Re. Video editing, I haven't really done much other than play around (with Blender, mostly), on other people's videos, whilst following tutorials on Youtube (& that was a while back too).
Anyway, today after a little research, I installed Shotcut 17.06, from the MX Stable repo. It loaded up OK, & would play the video that I wanted to edit. But when I tried to open a the initial video track, Shotcut would instantly disappear. So I checked that I had the required files installed in my system (a Jack lib is essential apparently) & I did have what was required.

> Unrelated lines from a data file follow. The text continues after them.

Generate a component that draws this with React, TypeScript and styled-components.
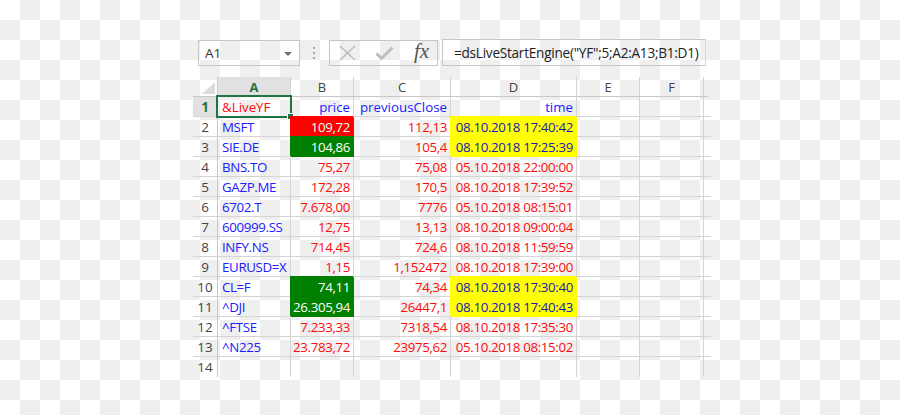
import React from "react";
import styled, { createGlobalStyle, css } from "styled-components";

const GlobalStyle = createGlobalStyle`
  body {
    margin: 0;
    font-family: 'Open Sans', 'Noto Sans', sans-serif;
    background-color: #ffffff;
    background-image: conic-gradient(#efefef 0 25%, #ffffff 0 50%, #efefef 0 75%, #ffffff 0);
    background-size: 40px 40px;
  }
`;

const Page = styled.div`
  padding: 39px 0 0 193px;
`;

const Toolbar = styled.div`
  display: flex;
  align-items: flex-end;
  height: 27px;
  margin-left: 5px;
`;

const NameBox = styled.div`
  box-sizing: border-box;
  width: 102px;
  height: 26px;
  border: 1px solid #c6c6c6;
  display: flex;
  align-items: center;
  justify-content: space-between;
  padding: 0 7px 0 6px;
  font-size: 13.5px;
  color: #333;
`;

const Caret = styled.span`
  width: 0;
  height: 0;
  border-left: 4px solid transparent;
  border-right: 4px solid transparent;
  border-top: 4px solid #707070;
  margin-top: 2px;
`;

const Grip = styled.svg`
  margin: 0 14px 0 13px;
  align-self: center;
`;

const ButtonBox = styled.div`
  box-sizing: border-box;
  width: 109px;
  height: 26px;
  border: 1px solid #c6c6c6;
  display: flex;
  align-items: center;
  padding-left: 9px;
  gap: 19px;
`;

const Fx = styled.span`
  font-family: 'Liberation Serif', serif;
  font-style: italic;
  font-size: 21px;
  color: #555;
  line-height: 1;
  margin-left: 1px;
  margin-top: -3px;
`;

const FormulaBox = styled.div`
  box-sizing: border-box;
  width: 264px;
  height: 27px;
  margin-left: 4px;
  border: 1px solid #c6c6c6;
  border-right-color: #d8d8d8;
  display: flex;
  align-items: center;
  padding-left: 11px;
  font-size: 13.6px;
  letter-spacing: -0.25px;
  color: #222;
  white-space: nowrap;
`;

const Sheet = styled.div`
  margin-top: 11px;
  display: grid;
  grid-template-columns: 25px 73px 63px 97px 126px 63px 64px 4px;
  grid-auto-rows: 20px;
  width: max-content;
`;

const Corner = styled.div`
  box-sizing: border-box;
  border-right: 1px solid #c8c8c8;
  border-bottom: 1px solid #c8c8c8;
  display: flex;
  align-items: flex-end;
  justify-content: flex-end;
  padding: 0 2px 2px 0;
`;

const ColHead = styled.div<{ $active?: boolean; $edge?: boolean }>`
  box-sizing: border-box;
  border-right: ${(p) => (p.$edge ? "none" : "1px solid #d4d4d4")};
  border-bottom: 1px solid #c8c8c8;
  display: flex;
  align-items: center;
  justify-content: center;
  font-size: 13px;
  color: #444;
  ${(p) =>
    p.$active &&
    css`
      background: #e1e1e1;
      color: #217346;
      font-weight: 700;
    `}
`;

const RowHead = styled.div<{ $active?: boolean; $last?: boolean }>`
  box-sizing: border-box;
  border-right: 1px solid #c8c8c8;
  border-bottom: ${(p) => (p.$last ? "none" : "1px solid #d4d4d4")};
  display: flex;
  align-items: center;
  justify-content: center;
  font-size: 13.5px;
  color: #444;
  ${(p) =>
    p.$active &&
    css`
      background: #e1e1e1;
      color: #217346;
      font-weight: 700;
    `}
`;

type Tone = "blue" | "red" | "onRed" | "onGreen" | "onYellow";

const toneColor: Record<Tone, string> = {
  blue: "#2020ff",
  red: "#ff0a0a",
  onRed: "#dcffff",
  onGreen: "#ffffff",
  onYellow: "#1a1ab4",
};

const Cell = styled.div<{ $fill?: string; $tone: Tone; $right?: boolean; $last?: boolean; $edge?: boolean; $tight?: boolean }>`
  position: relative;
  box-sizing: border-box;
  border-right: ${(p) => (p.$edge ? "none" : "1px solid #d4d4d4")};
  border-bottom: ${(p) => (p.$last ? "none" : "1px solid #d4d4d4")};
  display: flex;
  align-items: center;
  justify-content: ${(p) => (p.$right ? "flex-end" : "flex-start")};
  padding: 0 3px 0 4px;
  font-size: 13.3px;
  letter-spacing: ${(p) => (p.$tight ? "-0.35px" : "0")};
  white-space: nowrap;
  color: ${(p) => toneColor[p.$tone]};
  ${(p) =>
    p.$fill &&
    css`
      background: ${p.$fill};
      border-color: ${p.$fill};
      box-shadow: -1px -1px 0 0 ${p.$fill};
    `}
`;

const Selection = styled.div`
  position: absolute;
  left: -2px;
  top: -2px;
  right: -2px;
  bottom: -2px;
  border: 2px solid #217346;
  pointer-events: none;
`;

const Handle = styled.div`
  position: absolute;
  right: -4px;
  bottom: -4px;
  width: 5px;
  height: 5px;
  background: #217346;
  border: 1px solid #ffffff;
`;

type Row = {
  sym: string;
  price: string;
  prev: string;
  time: string;
  priceFill?: "red" | "green";
  hot?: boolean;
};

const rows: Row[] = [
  { sym: "MSFT", price: "109,72", prev: "112,13", time: "08.10.2018 17:40:42", priceFill: "red", hot: true },
  { sym: "SIE.DE", price: "104,86", prev: "105,4", time: "08.10.2018 17:25:39", priceFill: "green", hot: true },
  { sym: "BNS.TO", price: "75,27", prev: "75,08", time: "05.10.2018 22:00:00" },
  { sym: "GAZP.ME", price: "172,28", prev: "170,5", time: "08.10.2018 17:39:52" },
  { sym: "6702.T", price: "7.678,00", prev: "7776", time: "05.10.2018 08:15:01" },
  { sym: "600999.SS", price: "12,75", prev: "13,13", time: "08.10.2018 09:00:04" },
  { sym: "INFY.NS", price: "714,45", prev: "724,6", time: "08.10.2018 11:59:59" },
  { sym: "EURUSD=X", price: "1,15", prev: "1,152472", time: "08.10.2018 17:39:00" },
  { sym: "CL=F", price: "74,11", prev: "74,34", time: "08.10.2018 17:30:40", priceFill: "green", hot: true },
  { sym: "^DJI", price: "26.305,94", prev: "26447,1", time: "08.10.2018 17:40:43", priceFill: "green", hot: true },
  { sym: "^FTSE", price: "7.233,33", prev: "7318,54", time: "08.10.2018 17:35:30" },
  { sym: "^N225", price: "23.783,72", prev: "23975,62", time: "05.10.2018 08:15:02" },
];

const fills = { red: "#ff0000", green: "#008000", yellow: "#ffff00" };

const Blank = ({ last, edge }: { last?: boolean; edge?: boolean }) => (
  <Cell $tone="red" $last={last} $edge={edge} />
);

const App: React.FC = () => {
  return (
    <Page>
      <GlobalStyle />
      <Toolbar>
        <NameBox>
          A1
          <Caret />
        </NameBox>
        <Grip width="2" height="12" viewBox="0 0 2 12">
          <rect x="0" y="0" width="2" height="2" fill="#a8a8a8" />
          <rect x="0" y="5" width="2" height="2" fill="#a8a8a8" />
          <rect x="0" y="10" width="2" height="2" fill="#a8a8a8" />
        </Grip>
        <ButtonBox>
          <svg width="17" height="16" viewBox="0 0 17 16">
            <path d="M1 1 L16 15 M16 1 L1 15" stroke="#bdbdbd" strokeWidth="1.6" fill="none" />
          </svg>
          <svg width="19" height="15" viewBox="0 0 19 15">
            <path d="M1.5 7.5 L6.5 12.5 L17.5 1.5" stroke="#bdbdbd" strokeWidth="3" fill="none" />
          </svg>
          <Fx>fx</Fx>
        </ButtonBox>
        <FormulaBox>=dsLiveStartEngine("YF";5;A2:A13;B1:D1)</FormulaBox>
      </Toolbar>

      <Sheet>
        <Corner>
          <svg width="13" height="12" viewBox="0 0 13 12">
            <polygon points="13,0 13,12 0,12" fill="#dcdcdc" />
          </svg>
        </Corner>
        <ColHead $active>A</ColHead>
        <ColHead>B</ColHead>
        <ColHead>C</ColHead>
        <ColHead>D</ColHead>
        <ColHead>E</ColHead>
        <ColHead>F</ColHead>
        <ColHead $edge />

        <RowHead $active>1</RowHead>
        <Cell $tone="red">
          &amp;LiveYF
          <Selection>
            <Handle />
          </Selection>
        </Cell>
        <Cell $tone="blue" $right>price</Cell>
        <Cell $tone="blue" $right>previousClose</Cell>
        <Cell $tone="blue" $right>time</Cell>
        <Blank />
        <Blank />
        <Blank edge />

        {rows.map((r, i) => {
          const priceTone: Tone = r.priceFill === "red" ? "onRed" : r.priceFill === "green" ? "onGreen" : "red";
          return (
            <React.Fragment key={r.sym}>
              <RowHead>{i + 2}</RowHead>
              <Cell $tone="blue" $tight>{r.sym}</Cell>
              <Cell $tone={priceTone} $right $tight $fill={r.priceFill ? fills[r.priceFill] : undefined}>
                {r.price}
              </Cell>
              <Cell $tone="red" $right $tight>{r.prev}</Cell>
              <Cell $tone={r.hot ? "onYellow" : "red"} $right $tight $fill={r.hot ? fills.yellow : undefined}>
                {r.time}
              </Cell>
              <Blank />
              <Blank />
              <Blank edge />
            </React.Fragment>
          );
        })}

        <RowHead $last>14</RowHead>
        <Blank last />
        <Blank last />
        <Blank last />
        <Blank last />
        <Blank last />
        <Blank last />
        <Blank last edge />
      </Sheet>
    </Page>
  );
};

export default App;
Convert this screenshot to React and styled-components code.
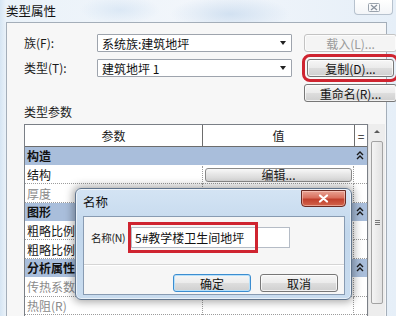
import React from 'react';
import styled, { createGlobalStyle } from 'styled-components';

const Global = createGlobalStyle`
  html, body { margin: 0; padding: 0; }
  body {
    width: 396px; height: 316px; overflow: hidden;
    font-family: "Noto Sans CJK SC", "Liberation Sans", sans-serif;
    font-size: 12px; color: #1b1b1b;
  }
  * { box-sizing: border-box; }
`;

const Frame = styled.div`
  position: relative;
  width: 396px;
  height: 316px;
  overflow: hidden;
  display: flex;
  flex-direction: column;
  background:
    radial-gradient(ellipse 60px 18px at 230px 14px, rgba(190,212,235,0.6), transparent),
    radial-gradient(ellipse 40px 14px at 120px 10px, rgba(200,220,240,0.5), transparent),
    linear-gradient(90deg, #d6e5f3 0px, #eaf2f9 6px, #f2f6fb 50%, #e6eff8 100%);
`;

const TitleBar = styled.div`
  height: 22px;
  flex: none;
  display: flex;
  justify-content: space-between;
  align-items: flex-start;
  padding-left: 6px;
`;

const Title = styled.div`
  font-size: 12.5px;
  line-height: 22px;
  color: #111;
`;

const CloseBox = styled.div`
  width: 39px;
  height: 15px;
  margin-right: 3px;
  background: linear-gradient(#ffffff, #f3f5f8);
  border: 1px solid #b7c2ce;
  border-top: none;
  border-radius: 0 0 4px 4px;
  display: flex;
  align-items: center;
  justify-content: center;
`;

const Client = styled.div`
  margin-left: 6px;
  width: 381px;
  flex: 1;
  background: #f7f7f7;
  border: 1px solid #a4aeb9;
  border-bottom: none;
  padding: 11px 0 0 17px;
  display: flex;
  flex-direction: column;
`;

const FormGrid = styled.div`
  display: grid;
  grid-template-columns: 61px 195px 93px;
  grid-auto-rows: 18px;
  column-gap: 12px;
  row-gap: 7px;
  align-items: center;
`;

const Label = styled.div`
  font-size: 12px;
  line-height: 18px;
  color: #1b1b1b;
`;

const Select = styled.div`
  height: 18px;
  background: #fff;
  border: 1px solid #9ea4ad;
  border-radius: 1px;
  display: flex;
  align-items: center;
  justify-content: space-between;
  padding: 0 5px 0 4px;
  font-size: 12px;
  color: #111;
`;

const Arrow = styled.span`
  width: 0; height: 0;
  border-left: 3px solid transparent;
  border-right: 3px solid transparent;
  border-top: 4px solid #222;
`;

const Button = styled.div`
  grid-column: ${p => p.$col || 'auto'};
  height: ${p => p.$h || 18}px;
  margin: ${p => p.$margin || '0'};
  display: flex;
  align-items: center;
  justify-content: center;
  font-size: 12px;
  color: ${p => (p.$disabled ? '#9a9a9a' : '#141414')};
  background: ${p => (p.$disabled ? '#f4f4f4' : 'linear-gradient(#f6f6f6 0%, #ebebeb 48%, #dddddd 52%, #cfcfcf 100%)')};
  border: 1px solid ${p => (p.$disabled ? '#c3c3c3' : p.$default ? '#3c8dd0' : '#777')};
  border-radius: 3px;
  box-shadow: inset 0 0 0 1px ${p => (p.$default ? '#b6e0fa' : 'rgba(255,255,255,0.7)')};
  outline: ${p => (p.$mark ? '3px solid #cf2430' : 'none')};
  outline-offset: 2px;
`;

const SectionLabel = styled.div`
  font-size: 12px;
  line-height: 12px;
  margin-top: 4px;
  height: 18px;
`;

const TableArea = styled.div`
  flex: 1;
  display: flex;
  width: 361px;
`;

const Table = styled.div`
  width: 344px;
  border: 1px solid #7a7f86;
  border-bottom: none;
  display: grid;
  grid-template-columns: 177px 152px 13px;
  grid-auto-rows: 18.7px;
  grid-template-rows: 22px;
  align-content: start;
  background: #fff;
`;

const HeadCell = styled.div`
  border-bottom: 1px solid #6d6d6d;
  border-left: ${p => (p.$first ? 'none' : '1px solid #6d6d6d')};
  display: flex;
  align-items: center;
  justify-content: center;
  font-size: 12px;
  background: #fff;
`;

const GroupRow = styled.div`
  grid-column: 1 / -1;
  background: #a9bedb;
  display: flex;
  align-items: center;
  justify-content: space-between;
  padding: 0 3px 0 2px;
  font-size: 12px;
  font-weight: 700;
  color: #111;
  border-bottom: 1px solid #fff;
`;

const NameCell = styled.div`
  display: flex;
  align-items: center;
  padding-left: 2px;
  font-size: 12px;
  white-space: nowrap;
  overflow: hidden;
  color: ${p => (p.$muted ? '#8a8a8a' : '#141414')};
  border-bottom: 1px dotted #9c9c9c;
`;

const ValueCell = styled.div`
  display: flex;
  align-items: center;
  padding: 0 1px 0 2px;
  border-left: 1px dotted #9c9c9c;
  border-right: 1px dotted #9c9c9c;
  border-bottom: 1px dotted #9c9c9c;
`;

const EqCell = styled.div`
  border-bottom: 1px dotted #9c9c9c;
`;

const CellButton = styled.div`
  flex: 1;
  height: 14px;
  display: flex;
  align-items: center;
  justify-content: center;
  font-size: 12px;
  background: linear-gradient(#f8f8f8, #e4e4e4 50%, #d6d6d6);
  border: 1px solid #8a8a8a;
  border-radius: 3px;
`;

const Scrollbar = styled.div`
  width: 17px;
  background: #ededed;
  border-left: 1px solid #e3e3e3;
  display: flex;
  flex-direction: column;
  align-items: center;
  padding-top: 6px;
`;

const ScrollArrow = styled.div`
  width: 0; height: 0;
  border-left: 3px solid transparent;
  border-right: 3px solid transparent;
  border-bottom: 3px solid #5a5a5a;
  margin-bottom: 8px;
`;

const Thumb = styled.div`
  width: 12px;
  height: 163px;
  border: 1px solid #a3a3a3;
  border-radius: 2px;
  background: linear-gradient(90deg, #f4f4f4, #e2e2e2);
  display: flex;
  align-items: center;
  justify-content: center;
`;

const Grip = styled.div`
  width: 5px;
  height: 5px;
  border-top: 1px solid #777;
  border-bottom: 1px solid #777;
  position: relative;
  &::after {
    content: '';
    position: absolute;
    left: 0; right: 0; top: 1px;
    border-top: 1px solid #777;
  }
`;

/* Overlay dialog */
const Dialog = styled.div`
  position: absolute;
  left: 75px;
  top: 188px;
  width: 277px;
  height: 112px;
  border: 1px solid #60748c;
  border-radius: 6px;
  background: linear-gradient(180deg, #d4e4f4 0%, #c2d7ec 40%, #c9dcef 100%);
  box-shadow: 0 0 9px 2px rgba(0,0,0,0.35), inset 0 0 0 1px rgba(255,255,255,0.6);
  display: flex;
  flex-direction: column;
  padding: 0 6px 4px 7px;
`;

const DlgTitleBar = styled.div`
  height: 27px;
  flex: none;
  display: flex;
  justify-content: space-between;
  align-items: flex-start;
`;

const DlgTitle = styled.div`
  font-size: 12.5px;
  line-height: 26px;
  color: #111;
`;

const RedClose = styled.div`
  width: 45px;
  height: 17px;
  margin-top: 1px;
  margin-right: -1px;
  border: 1px solid #6b2a22;
  border-radius: 0 0 4px 4px;
  background: linear-gradient(#e9a394 0%, #d9705e 45%, #c1402d 55%, #d2654c 100%);
  display: flex;
  align-items: center;
  justify-content: center;
  box-shadow: inset 0 0 0 1px rgba(255,220,210,0.5);
`;

const DlgClient = styled.div`
  flex: 1;
  background: #f6f6f6;
  border: 1px solid #889bb2;
  display: flex;
  flex-direction: column;
  padding: 10px 6px 0 7px;
`;

const NameRow = styled.div`
  display: flex;
  align-items: center;
  height: 21px;
`;

const NameLabel = styled.div`
  flex: none;
  width: 40px;
  white-space: nowrap;
  font-size: 10.5px;
  letter-spacing: -0.3px;
  color: #1b1b1b;
`;

const InputBox = styled.div`
  position: relative;
  flex: none;
  width: 159px;
  height: 21px;
  background: #fff;
  border: 1px solid #b5bcc6;
  display: flex;
  align-items: center;
  padding-left: 3px;
  font-size: 12px;
  color: #111;
`;

const RedMark = styled.div`
  position: absolute;
  left: -4px;
  top: -6px;
  width: 130px;
  height: 31px;
  border: 3px solid #cf2430;
`;

const Separator = styled.div`
  height: 2px;
  background: #d5d5d5;
  border-bottom: 1px solid #ffffff;
  margin: 16px -6px 0 -7px;
`;

const DlgButtons = styled.div`
  display: flex;
  justify-content: flex-end;
  gap: 9px;
  margin-top: 8px;
`;

const DlgButton = styled(Button)`
  width: 78px;
  height: 18px;
`;

const Chevrons = () => (
  <svg width="8" height="9" viewBox="0 0 8 9">
    <path d="M1 4 L4 1 L7 4 M1 8 L4 5 L7 8" stroke="#1a1a1a" strokeWidth="1.4" fill="none" />
  </svg>
);

const rows = [
  { type: 'group', label: '构造' },
  { type: 'row', label: '结构', button: '编辑...' },
  { type: 'row', label: '厚度', muted: true },
  { type: 'group', label: '图形' },
  { type: 'row', label: '粗略比例填充样式' },
  { type: 'row', label: '粗略比例填充颜色', button: '黑色' },
  { type: 'group', label: '分析属性' },
  { type: 'row', label: '传热系数(U)', muted: true },
  { type: 'row', label: '热阻(R)', muted: true },
];

export default function App() {
  return (
    <>
      <Global />
      <Frame>
        <TitleBar>
          <Title>类型属性</Title>
          <CloseBox>
            <svg width="12" height="9" viewBox="0 0 12 9">
              <rect x="0.5" y="0.5" width="11" height="8" fill="none" stroke="#9aa3ad" strokeWidth="1" rx="1" />
              <path d="M3 2 L9 7 M9 2 L3 7" stroke="#8a939e" strokeWidth="1.3" />
            </svg>
          </CloseBox>
        </TitleBar>
        <Client>
          <FormGrid>
            <Label>族(F):</Label>
            <Select>系统族:建筑地坪<Arrow /></Select>
            <Button $disabled>载入(L)...</Button>
            <Label>类型(T):</Label>
            <Select>建筑地坪 1<Arrow /></Select>
            <Button $mark $margin="0 3px 0 3px">复制(D)...</Button>
            <Button $col="3">重命名(R)...</Button>
          </FormGrid>
          <SectionLabel>类型参数</SectionLabel>
          <TableArea>
            <Table>
              <HeadCell $first>参数</HeadCell>
              <HeadCell>值</HeadCell>
              <HeadCell>=</HeadCell>
              {rows.map((r, i) =>
                r.type === 'group' ? (
                  <GroupRow key={i}>
                    <span>{r.label}</span>
                    <Chevrons />
                  </GroupRow>
                ) : (
                  <React.Fragment key={i}>
                    <NameCell $muted={r.muted}>{r.label}</NameCell>
                    <ValueCell>{r.button && <CellButton>{r.button}</CellButton>}</ValueCell>
                    <EqCell />
                  </React.Fragment>
                )
              )}
            </Table>
            <Scrollbar>
              <ScrollArrow />
              <Thumb><Grip /></Thumb>
            </Scrollbar>
          </TableArea>
        </Client>

        <Dialog>
          <DlgTitleBar>
            <DlgTitle>名称</DlgTitle>
            <RedClose>
              <svg width="11" height="9" viewBox="0 0 11 9">
                <path d="M2 1.5 L9 7.5 M9 1.5 L2 7.5" stroke="#ffffff" strokeWidth="2.2" strokeLinecap="round" />
              </svg>
            </RedClose>
          </DlgTitleBar>
          <DlgClient>
            <NameRow>
              <NameLabel>名称(N)</NameLabel>
              <InputBox>
                5#教学楼卫生间地坪
                <RedMark />
              </InputBox>
            </NameRow>
            <Separator />
            <DlgButtons>
              <DlgButton $default>确定</DlgButton>
              <DlgButton>取消</DlgButton>
            </DlgButtons>
          </DlgClient>
        </Dialog>
      </Frame>
    </>
  );
}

So I did a bit more research, thinking, oh well, I'll try another vid-editor. Though, the more I researched, the more I wanted to use Shotcut, as it is a powerful thing that is happy to work with 4K vid, many are not. Though I'm not sure if it can do H265 4K 10bit yet, but that doesn't really matter at this stage of the game, as H265 is really still the new kid on the block compatibility wise.
I must say that I haven't looked in the MX Testing repo. What I did do, was to install the 64-bit Linux portable tar from the Shotcut website here:
https://www.shotcut.org/download/
The unpacked package creates a directory that is "portable", as they say. You just put it where you want it & call it (as instructed) from there.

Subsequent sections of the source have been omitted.